4 of 343 comments (clear)

  1. Re:pure profit by rahvin112 · · Score: 4, Interesting

    According to the public documents at the time of the purchase they purchased SUN primarily for the hardware division, they apparently valued the software assets very little.

  2. Re:Google Legal Fund by rahvin112 · · Score: 4, Interesting

    Second trial always favors the defendant. They knows the plaintiffs strategy and what influenced the jury.

  3. Re:pure profit by somenickname · · Score: 4, Interesting

    Perhaps. But, the point still remains that my name stands on patents that seem to cover things like addition, complex numbers and even the general idea of algorithms. My name is literally on a patent that could be used to sue someone that had the audacity to add two numbers. That's how fucked up our system is.

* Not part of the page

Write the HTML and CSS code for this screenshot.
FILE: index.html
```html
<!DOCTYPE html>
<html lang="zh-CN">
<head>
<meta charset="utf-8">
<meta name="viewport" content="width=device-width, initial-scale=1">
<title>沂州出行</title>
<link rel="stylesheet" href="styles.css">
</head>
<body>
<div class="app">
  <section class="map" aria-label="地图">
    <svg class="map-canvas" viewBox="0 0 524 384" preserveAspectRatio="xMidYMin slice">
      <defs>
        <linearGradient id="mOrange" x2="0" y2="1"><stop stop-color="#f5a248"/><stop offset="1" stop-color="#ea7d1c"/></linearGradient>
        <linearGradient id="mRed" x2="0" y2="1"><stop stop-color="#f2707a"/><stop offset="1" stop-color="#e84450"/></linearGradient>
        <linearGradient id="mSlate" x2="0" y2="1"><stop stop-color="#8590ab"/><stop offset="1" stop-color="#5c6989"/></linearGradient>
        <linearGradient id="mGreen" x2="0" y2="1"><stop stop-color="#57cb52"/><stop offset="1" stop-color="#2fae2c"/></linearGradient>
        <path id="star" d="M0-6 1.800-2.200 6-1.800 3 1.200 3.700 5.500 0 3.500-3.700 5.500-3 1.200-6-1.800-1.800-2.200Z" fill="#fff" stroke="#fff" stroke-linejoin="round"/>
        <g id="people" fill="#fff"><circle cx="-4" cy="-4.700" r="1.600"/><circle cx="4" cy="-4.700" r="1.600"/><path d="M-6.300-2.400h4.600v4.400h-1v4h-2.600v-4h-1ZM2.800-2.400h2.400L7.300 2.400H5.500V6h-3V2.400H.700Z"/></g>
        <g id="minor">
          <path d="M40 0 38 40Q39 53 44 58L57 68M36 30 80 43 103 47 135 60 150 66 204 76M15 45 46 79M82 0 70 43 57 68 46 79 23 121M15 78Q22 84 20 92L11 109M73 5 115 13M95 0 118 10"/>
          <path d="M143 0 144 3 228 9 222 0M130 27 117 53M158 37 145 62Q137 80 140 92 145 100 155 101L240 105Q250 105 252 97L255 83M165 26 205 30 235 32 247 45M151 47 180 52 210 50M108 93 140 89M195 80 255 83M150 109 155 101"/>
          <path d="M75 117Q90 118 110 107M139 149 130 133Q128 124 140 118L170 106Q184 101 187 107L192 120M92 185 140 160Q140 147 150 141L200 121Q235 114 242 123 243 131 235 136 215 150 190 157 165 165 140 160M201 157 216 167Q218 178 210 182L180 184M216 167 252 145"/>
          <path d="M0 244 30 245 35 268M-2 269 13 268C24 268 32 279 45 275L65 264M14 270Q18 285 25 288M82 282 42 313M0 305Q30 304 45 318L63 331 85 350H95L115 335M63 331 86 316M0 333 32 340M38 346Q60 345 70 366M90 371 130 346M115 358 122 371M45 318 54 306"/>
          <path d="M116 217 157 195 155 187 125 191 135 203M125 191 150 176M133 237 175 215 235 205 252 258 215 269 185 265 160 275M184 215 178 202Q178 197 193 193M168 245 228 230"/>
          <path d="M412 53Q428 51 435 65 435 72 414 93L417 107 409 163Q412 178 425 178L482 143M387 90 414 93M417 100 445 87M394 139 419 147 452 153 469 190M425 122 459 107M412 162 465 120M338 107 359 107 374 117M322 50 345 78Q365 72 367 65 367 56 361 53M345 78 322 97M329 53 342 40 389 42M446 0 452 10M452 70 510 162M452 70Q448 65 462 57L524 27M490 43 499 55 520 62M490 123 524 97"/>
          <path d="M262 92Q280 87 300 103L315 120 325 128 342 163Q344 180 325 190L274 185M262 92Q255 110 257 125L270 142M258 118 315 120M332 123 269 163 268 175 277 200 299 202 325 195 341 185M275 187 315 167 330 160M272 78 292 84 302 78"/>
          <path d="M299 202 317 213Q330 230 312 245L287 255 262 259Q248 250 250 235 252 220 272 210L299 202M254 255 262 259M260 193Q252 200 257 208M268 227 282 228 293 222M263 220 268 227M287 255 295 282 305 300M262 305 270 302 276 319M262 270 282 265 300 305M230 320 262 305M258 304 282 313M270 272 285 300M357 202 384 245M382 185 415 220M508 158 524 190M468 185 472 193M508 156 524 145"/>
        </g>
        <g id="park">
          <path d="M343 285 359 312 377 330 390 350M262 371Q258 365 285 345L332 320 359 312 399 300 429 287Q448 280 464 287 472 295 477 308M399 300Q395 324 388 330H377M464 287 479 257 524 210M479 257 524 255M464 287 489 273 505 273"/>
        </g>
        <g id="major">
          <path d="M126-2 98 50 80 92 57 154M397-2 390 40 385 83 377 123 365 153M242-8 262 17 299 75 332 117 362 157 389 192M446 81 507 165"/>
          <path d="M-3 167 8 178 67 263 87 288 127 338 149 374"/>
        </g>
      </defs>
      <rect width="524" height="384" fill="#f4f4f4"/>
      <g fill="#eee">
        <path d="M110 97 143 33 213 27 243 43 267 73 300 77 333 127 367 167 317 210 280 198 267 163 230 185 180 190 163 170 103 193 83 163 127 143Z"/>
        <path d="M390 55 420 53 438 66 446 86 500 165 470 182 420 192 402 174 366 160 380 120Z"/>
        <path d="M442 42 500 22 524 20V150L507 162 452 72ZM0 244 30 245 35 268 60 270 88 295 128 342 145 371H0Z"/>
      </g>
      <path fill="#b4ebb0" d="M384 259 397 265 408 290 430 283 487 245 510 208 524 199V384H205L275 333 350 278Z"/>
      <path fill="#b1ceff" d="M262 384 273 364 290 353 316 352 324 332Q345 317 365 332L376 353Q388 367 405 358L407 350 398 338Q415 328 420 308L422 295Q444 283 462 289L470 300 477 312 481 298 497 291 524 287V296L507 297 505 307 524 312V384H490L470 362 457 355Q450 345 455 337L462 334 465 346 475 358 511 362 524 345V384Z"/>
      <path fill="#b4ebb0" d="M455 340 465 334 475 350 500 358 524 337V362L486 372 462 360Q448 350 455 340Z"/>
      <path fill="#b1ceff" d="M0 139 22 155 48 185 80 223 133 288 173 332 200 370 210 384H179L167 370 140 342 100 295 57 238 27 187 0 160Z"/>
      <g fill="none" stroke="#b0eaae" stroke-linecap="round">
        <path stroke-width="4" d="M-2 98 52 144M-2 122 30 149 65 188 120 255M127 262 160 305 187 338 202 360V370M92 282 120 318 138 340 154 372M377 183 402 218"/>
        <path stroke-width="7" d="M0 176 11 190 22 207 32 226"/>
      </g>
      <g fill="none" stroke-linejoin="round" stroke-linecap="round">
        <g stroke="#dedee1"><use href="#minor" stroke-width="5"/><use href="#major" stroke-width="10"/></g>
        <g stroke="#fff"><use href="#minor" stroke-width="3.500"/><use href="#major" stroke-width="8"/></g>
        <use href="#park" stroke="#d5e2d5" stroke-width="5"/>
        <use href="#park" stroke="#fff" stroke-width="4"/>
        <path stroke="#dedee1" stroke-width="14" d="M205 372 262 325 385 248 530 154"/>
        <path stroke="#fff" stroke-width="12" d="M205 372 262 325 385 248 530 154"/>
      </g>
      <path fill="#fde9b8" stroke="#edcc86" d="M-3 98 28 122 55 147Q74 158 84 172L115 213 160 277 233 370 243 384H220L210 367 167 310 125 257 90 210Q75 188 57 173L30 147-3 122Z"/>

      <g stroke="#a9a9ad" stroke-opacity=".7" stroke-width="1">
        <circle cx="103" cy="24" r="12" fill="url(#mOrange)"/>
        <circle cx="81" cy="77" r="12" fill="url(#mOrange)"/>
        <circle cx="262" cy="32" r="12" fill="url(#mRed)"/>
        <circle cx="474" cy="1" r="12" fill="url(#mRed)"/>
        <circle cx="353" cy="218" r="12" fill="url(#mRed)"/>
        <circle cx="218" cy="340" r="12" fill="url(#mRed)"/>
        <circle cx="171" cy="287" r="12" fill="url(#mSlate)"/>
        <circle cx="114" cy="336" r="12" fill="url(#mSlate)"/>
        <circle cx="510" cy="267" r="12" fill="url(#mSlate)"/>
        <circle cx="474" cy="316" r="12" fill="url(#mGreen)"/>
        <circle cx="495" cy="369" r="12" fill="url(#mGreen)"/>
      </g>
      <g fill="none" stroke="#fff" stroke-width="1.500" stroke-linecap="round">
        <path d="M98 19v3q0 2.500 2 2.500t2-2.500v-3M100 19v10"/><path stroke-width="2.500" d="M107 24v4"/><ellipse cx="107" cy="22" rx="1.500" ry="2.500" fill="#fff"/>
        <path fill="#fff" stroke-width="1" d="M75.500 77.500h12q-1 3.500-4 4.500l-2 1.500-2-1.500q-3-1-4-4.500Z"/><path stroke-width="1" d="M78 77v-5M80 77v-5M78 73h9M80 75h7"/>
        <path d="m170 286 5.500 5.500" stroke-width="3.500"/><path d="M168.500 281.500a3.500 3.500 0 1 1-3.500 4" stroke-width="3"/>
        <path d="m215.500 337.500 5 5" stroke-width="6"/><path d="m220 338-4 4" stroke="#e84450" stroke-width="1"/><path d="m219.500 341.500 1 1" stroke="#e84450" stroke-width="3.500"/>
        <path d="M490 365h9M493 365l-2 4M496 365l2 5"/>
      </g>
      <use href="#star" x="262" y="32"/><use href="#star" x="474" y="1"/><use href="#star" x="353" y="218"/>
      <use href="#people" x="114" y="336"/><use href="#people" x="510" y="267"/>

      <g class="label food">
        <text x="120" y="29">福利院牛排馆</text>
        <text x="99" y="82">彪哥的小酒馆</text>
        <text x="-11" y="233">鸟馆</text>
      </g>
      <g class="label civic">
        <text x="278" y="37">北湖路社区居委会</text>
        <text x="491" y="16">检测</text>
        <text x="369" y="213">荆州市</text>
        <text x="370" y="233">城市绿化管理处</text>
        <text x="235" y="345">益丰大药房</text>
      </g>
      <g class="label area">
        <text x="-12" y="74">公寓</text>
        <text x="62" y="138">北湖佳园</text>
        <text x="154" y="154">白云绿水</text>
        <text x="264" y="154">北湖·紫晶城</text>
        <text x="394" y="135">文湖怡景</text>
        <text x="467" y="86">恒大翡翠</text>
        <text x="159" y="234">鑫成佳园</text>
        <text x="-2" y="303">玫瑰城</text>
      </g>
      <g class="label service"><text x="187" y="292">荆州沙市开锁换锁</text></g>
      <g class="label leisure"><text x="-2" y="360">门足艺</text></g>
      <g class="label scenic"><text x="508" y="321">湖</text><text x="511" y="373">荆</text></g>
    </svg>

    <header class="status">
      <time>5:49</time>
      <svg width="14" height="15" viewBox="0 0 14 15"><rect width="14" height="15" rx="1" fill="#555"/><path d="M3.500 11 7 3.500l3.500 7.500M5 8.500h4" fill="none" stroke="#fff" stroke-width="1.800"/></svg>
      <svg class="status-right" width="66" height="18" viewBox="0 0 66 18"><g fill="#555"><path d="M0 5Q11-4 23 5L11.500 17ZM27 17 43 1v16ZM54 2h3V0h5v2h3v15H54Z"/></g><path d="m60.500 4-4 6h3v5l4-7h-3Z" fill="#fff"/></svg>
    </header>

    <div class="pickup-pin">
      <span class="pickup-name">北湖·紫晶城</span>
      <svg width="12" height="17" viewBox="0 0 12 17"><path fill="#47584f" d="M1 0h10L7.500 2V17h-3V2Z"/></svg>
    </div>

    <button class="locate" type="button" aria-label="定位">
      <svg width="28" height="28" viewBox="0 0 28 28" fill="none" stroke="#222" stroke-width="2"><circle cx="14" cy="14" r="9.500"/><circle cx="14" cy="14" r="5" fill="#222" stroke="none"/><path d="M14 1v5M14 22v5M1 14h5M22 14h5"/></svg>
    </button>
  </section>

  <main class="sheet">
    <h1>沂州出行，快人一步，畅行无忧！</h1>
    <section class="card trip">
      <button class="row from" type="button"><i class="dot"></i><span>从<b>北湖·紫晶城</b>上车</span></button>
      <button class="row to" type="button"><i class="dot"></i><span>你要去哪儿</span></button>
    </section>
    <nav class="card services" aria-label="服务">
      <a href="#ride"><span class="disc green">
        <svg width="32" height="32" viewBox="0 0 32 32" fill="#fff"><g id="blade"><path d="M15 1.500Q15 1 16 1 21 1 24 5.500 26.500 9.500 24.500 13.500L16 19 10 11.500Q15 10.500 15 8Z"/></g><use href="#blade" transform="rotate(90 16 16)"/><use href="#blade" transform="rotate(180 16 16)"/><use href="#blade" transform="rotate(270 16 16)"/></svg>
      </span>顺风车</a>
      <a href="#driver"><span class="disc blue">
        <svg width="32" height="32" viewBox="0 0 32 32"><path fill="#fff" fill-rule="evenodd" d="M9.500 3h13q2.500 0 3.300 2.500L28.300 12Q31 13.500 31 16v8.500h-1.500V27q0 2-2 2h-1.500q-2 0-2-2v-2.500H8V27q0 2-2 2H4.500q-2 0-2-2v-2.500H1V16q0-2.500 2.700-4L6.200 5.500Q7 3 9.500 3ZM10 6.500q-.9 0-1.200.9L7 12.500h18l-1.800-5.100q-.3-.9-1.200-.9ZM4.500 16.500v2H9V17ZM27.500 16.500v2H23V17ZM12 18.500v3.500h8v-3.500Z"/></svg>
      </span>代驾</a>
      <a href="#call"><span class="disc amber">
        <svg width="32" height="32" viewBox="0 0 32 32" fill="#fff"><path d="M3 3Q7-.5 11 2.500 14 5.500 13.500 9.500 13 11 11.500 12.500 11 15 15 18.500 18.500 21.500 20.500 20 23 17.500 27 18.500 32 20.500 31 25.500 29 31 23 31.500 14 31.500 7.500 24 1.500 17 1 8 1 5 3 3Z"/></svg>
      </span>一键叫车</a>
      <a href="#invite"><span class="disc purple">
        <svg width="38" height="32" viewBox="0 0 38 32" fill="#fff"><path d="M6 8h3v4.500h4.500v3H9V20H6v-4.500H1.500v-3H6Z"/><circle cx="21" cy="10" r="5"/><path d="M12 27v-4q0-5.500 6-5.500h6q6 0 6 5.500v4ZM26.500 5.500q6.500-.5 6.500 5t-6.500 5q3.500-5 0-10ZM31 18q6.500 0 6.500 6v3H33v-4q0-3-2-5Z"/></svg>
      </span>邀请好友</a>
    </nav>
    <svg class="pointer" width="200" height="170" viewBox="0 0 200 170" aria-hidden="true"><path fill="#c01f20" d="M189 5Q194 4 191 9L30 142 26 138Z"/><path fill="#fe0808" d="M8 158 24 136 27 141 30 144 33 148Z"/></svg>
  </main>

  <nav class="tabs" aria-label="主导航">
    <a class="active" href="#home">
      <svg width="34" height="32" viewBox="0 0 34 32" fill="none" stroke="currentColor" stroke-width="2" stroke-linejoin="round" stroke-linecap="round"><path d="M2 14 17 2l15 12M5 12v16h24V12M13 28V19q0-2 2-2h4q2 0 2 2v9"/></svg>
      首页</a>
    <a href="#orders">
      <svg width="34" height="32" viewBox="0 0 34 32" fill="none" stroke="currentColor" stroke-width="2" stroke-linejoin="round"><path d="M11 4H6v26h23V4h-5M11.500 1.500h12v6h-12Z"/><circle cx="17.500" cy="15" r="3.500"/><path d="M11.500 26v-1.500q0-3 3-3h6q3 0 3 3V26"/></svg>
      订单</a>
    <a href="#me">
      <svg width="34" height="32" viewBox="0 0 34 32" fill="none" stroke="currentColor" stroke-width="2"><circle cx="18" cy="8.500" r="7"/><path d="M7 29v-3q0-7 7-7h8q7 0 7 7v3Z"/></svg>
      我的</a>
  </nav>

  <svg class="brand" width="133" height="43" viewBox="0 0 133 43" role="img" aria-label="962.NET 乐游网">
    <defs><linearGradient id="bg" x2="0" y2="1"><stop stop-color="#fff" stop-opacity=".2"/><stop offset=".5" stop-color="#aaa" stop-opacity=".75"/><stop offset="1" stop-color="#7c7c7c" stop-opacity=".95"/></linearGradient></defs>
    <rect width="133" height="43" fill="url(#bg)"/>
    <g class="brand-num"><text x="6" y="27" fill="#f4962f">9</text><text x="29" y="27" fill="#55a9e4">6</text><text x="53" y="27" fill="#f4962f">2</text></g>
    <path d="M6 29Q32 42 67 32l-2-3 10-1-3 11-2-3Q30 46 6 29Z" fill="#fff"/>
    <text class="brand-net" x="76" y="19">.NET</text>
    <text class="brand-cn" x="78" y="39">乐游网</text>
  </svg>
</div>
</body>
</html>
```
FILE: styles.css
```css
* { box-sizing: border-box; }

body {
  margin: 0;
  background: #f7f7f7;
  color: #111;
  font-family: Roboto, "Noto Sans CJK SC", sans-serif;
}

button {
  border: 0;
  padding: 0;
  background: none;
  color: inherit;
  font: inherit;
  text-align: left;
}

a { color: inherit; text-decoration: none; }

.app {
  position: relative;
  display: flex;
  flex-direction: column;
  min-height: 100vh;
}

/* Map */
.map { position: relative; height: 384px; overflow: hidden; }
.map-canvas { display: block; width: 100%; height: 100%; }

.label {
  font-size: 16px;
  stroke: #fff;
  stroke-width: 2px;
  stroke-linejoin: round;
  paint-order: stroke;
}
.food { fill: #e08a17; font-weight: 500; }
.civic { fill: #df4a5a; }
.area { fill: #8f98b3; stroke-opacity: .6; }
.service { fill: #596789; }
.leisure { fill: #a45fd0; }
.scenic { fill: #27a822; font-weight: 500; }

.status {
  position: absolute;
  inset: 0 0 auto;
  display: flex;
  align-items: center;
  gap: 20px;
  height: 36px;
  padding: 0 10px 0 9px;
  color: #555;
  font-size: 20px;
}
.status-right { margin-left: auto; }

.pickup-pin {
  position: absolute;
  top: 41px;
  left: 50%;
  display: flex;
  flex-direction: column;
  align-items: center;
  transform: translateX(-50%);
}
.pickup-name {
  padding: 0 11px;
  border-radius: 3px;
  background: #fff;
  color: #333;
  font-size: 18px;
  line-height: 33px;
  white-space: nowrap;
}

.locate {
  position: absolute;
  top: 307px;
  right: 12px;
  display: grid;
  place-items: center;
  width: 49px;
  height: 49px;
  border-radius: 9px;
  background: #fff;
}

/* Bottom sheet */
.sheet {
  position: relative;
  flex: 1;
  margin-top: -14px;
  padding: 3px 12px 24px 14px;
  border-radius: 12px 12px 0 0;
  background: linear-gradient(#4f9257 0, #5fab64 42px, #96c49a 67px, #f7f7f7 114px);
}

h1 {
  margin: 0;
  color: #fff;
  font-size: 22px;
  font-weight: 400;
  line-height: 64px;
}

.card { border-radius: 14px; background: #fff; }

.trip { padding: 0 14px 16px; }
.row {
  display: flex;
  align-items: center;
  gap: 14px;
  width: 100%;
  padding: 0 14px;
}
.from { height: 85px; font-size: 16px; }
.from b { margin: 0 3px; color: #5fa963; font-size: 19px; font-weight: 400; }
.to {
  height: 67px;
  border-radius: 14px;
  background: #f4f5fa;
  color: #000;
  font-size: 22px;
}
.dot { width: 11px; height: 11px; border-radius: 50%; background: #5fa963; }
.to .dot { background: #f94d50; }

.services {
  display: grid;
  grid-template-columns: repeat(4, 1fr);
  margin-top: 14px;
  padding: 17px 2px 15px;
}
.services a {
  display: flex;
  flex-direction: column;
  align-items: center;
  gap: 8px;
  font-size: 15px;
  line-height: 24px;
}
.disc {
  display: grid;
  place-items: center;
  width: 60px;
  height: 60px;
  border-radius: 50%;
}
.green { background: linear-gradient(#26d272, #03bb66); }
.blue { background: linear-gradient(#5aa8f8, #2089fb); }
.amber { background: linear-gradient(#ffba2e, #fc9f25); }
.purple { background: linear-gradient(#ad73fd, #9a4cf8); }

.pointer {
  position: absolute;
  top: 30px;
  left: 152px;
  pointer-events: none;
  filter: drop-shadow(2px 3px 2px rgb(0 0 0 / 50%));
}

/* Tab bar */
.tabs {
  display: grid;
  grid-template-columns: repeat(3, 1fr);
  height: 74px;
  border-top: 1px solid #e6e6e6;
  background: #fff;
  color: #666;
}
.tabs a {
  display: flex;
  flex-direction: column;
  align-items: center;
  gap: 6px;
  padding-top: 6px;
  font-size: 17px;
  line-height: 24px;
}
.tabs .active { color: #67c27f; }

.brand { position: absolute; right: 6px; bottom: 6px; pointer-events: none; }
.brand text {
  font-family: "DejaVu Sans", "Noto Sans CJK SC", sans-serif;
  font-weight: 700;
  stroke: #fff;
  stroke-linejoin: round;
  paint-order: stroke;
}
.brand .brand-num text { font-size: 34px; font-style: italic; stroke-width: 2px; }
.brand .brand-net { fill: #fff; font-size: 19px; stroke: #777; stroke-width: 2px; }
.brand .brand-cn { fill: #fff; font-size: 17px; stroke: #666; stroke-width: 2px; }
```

  4. Re:One more reason... [OSS] by Tablizer · · Score: 4, Interesting

    Agreed, but the problem is that there is no alternative statically-typed ("compile-y") language out there that seems ready in terms of being road-tested and not too different from other common production languages.

    C# is too MS-tied with a similar legal-greed risk, and C++ is too low-level to replace Java and C#.

    Object Pascal? Ada? too complex. Eiffel? too much like Pascal such that you might as well go Pascal.

    Python, Ruby, Php, etc. are dynamic languages. They have their place, but for certain classes of applications you need a static/strict typed language.